If you’re an anarchist, or even if you’re a statist libertarian, you’ve probably been at the receiving end of reductio ad somalium numerous times. According to statists Somalia is the prime example of anarchy (and they ignore the fact that Somalia today is better off than it was under its former federal government [PDF]). Of course such claims are bullshit. Somalia now has a federal government, which was merely an evolution of its United Nations backed transitional government. If there weren’t enough to prove Somalia is far from anarchy there are also United States troops in the country causing unknown amounts of havoc:
(Reuters) – U.S. military advisors have secretly operated in Somalia since around 2007 and Washington plans to deepen its security assistance to help the country fend off threats by Islamist militant group al Shabaab, U.S. officials said.
The comments are the first detailed public acknowledgement of a U.S. military presence in Somalia dating back since the U.S. administration of George W. Bush and add to other signs of a deepening U.S. commitment to Somalia’s government, which the Obama administration recognized last year.
The deployments, consisting of up to 120 troops on the ground, go beyond the Pentagon’s January announcement that it had sent a handful of advisors in October. That was seen at the time as the first assignment of U.S. troops to Somalia since 1993 when two U.S. helicopters were shot down and 18 American troops killed in the “Black Hawk Down” disaster.

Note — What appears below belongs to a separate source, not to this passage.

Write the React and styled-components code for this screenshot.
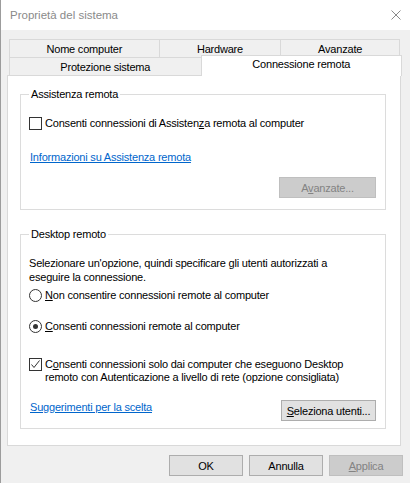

Somalia isn’t an example of what happens in the absence of government. It’s an example of what happens when multiple governments intertwine themselves in a single geographic region. If anything Somalia is an example of too much government. Between the United States mucking about and the United Nations mucking about it’s easy to see why Somalia is still in a state of chaos after the collapse of its former federal government.